– Мне нужен главный редактор «Литературы», – озабоченно сказал Сима.
– У тебя же есть целых два!
– Почитай, – и он протянул мне «Учительскую газету».
Большой коллектив редакторов приложений во главе с Татьяной Ивановной Матвеевой обвинял Симона Львовича Соловейчика в некомпетентности и в неумении уживаться с людьми.
– Мы с тобой часто совпадали, – вспомнил Сима несколько эпизодов, в том числе и тот, как мы в один день с ним получили писательские билеты, – давай совпадать дальше. Но, старик, сроки чудовищно сжатые. Сможешь за неделю не только подобрать команду, но выпустить номер?
– Смогу, – сказал я. – У Матвеевой лежит готовый номер по Горькому, который я собрал.
– А из «Литературки» можешь не уходить, – сказал Соловейчик. – Работай у меня по договору. Впрочем, действуй, как тебе будет удобней.
У него я проработал до самой его смерти – 18 октября 1996 года. И потом ещё девять лет.
Мне очень нравится его книга «Учение с увлечением». Нравится, начиная с самого названия: без увлечения учение превращается в мучение. Поэтому я ценил работы своего старшего товарища, понявшего такую простую и такую почему-то недоступную чиновникам от образования истину.
Есть такое понятие: душеполезное чтение. Вот к нему и относятся работы Симона Львовича, любившего детей, знавшего детскую психологию, умевшего передать другим педагогам свою страсть: учить с увлечением!
2 ОКТЯБРЯ
С творчеством Сергея Сергеевича Заяицкого (родился 2 октября 1893 года) меня познакомил Сергей Дмитренко, работавший моим заместителем в газете «Литература», которую я тогда возглавлял. Дмитренко вообще очень начитанный человек. Я благодарен ему за приобщение к этому талантливому писателю.
Близкий приятель Булгакова, Заяицкий тоже показывал абсурд окружавшей его советской жизни. Тоже прекрасно владел языком, юмором, умением описывать фарсовые ситуации. И при этом нисколько не походил на Булгакова. Работал в другом – небулгаковском – жанре трагикомедии.
Своему «Жизнеописанию Степана Александровича Лососинова» (1928) он ставит подзаголовок «трагикомическое сочинение». Эпитетом «трагикомический» обозначены некоторые его рассказы. Но даже если бы и не было этих авторских подсказок в определении любимого жанра Заяицкого, мы бы не ошиблись: привычные понятия в его творчестве часто отказываются быть привычными, становясь необычными.

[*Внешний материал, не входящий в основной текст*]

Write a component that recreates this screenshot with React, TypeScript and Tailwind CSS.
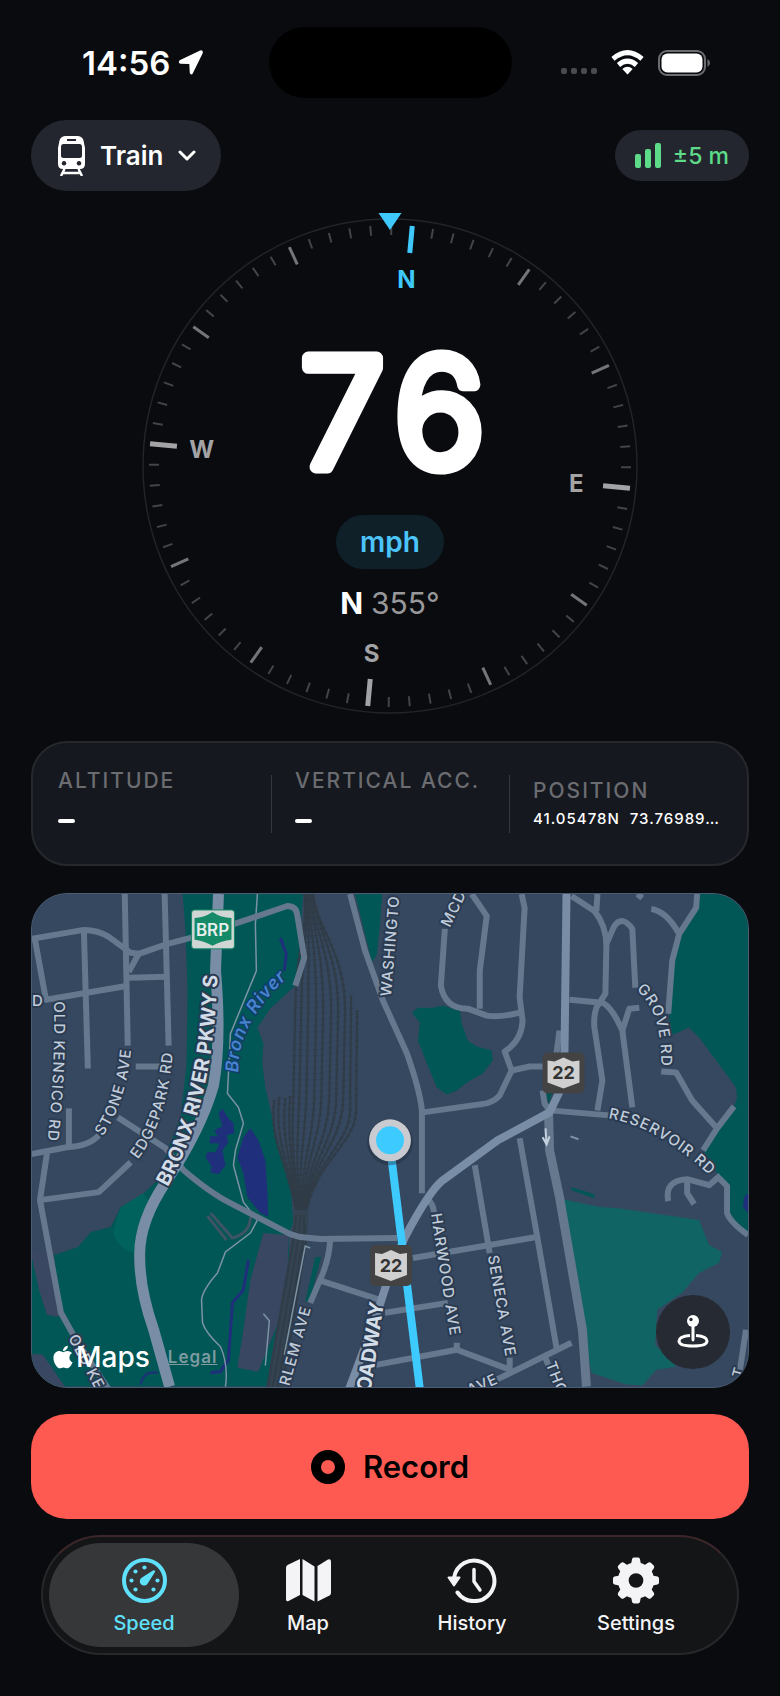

Подобный художественный приём он демонстрировал ещё в ранних своих стихах:
Здесь Заяицкому 17 лет. Для юноши такое осмысление любви странно. Тем более фактическая её дезавуация: убеждённость в том, что «любовь пройдёт», призыв пренебречь ею ради того, что тоже «жжёт, только сладко, а не больно!».
Разумеется, говоря о трагикомедии, я не имею в виду детские вещи Заяицкого, которого некогда известный критик Я. Рыкачёв точно назвал «Ричардсоном русской литературы для подрастающего поколения». И в самом деле – «Морской волчонок», «Африканский гость», «Вместо матери», «Найденная», «Внук золотого короля», «Шестьдесят братьев», «Псы господни», «Великий перевал», «Рассказы старого матроса», – это, с одной стороны, приключенческие реалистические книги, но с другой – их добродетельный герой действительно родственен классицистическому Грандисону – главному персонажу Ричардсона.
Его увлекательные пьесы для детей «Робин Гуд» и «Стрелок Телль» с успехом шли (кажется, идут и сейчас) в Центральном детском театре.
Заяицкий знал языки и переводил много и с удовольствием. Особенно Джека Лондона.
Но главным в его наследии остаются сатирические вещи: «Баклажаны», «Земля без солнца», уже названное «Жизнеописание Степана Александровича Лососинова», «трагикомические рассказы» («Женитьба Мечтателева», «Жуткое отгулье», «Любопытные сюжетцы», «Письмо», «Судьбе загадка», «Человек без площади»). Блистательным оказался и роман-пародия «Красавица с острова Люли», напечатанный Заяицким под псевдонимом Пьер Дюмьель. Не случайно С. Заяицкого сближали не только с М. Булгаковым, но и с М. Зощенко и с П. Романовым.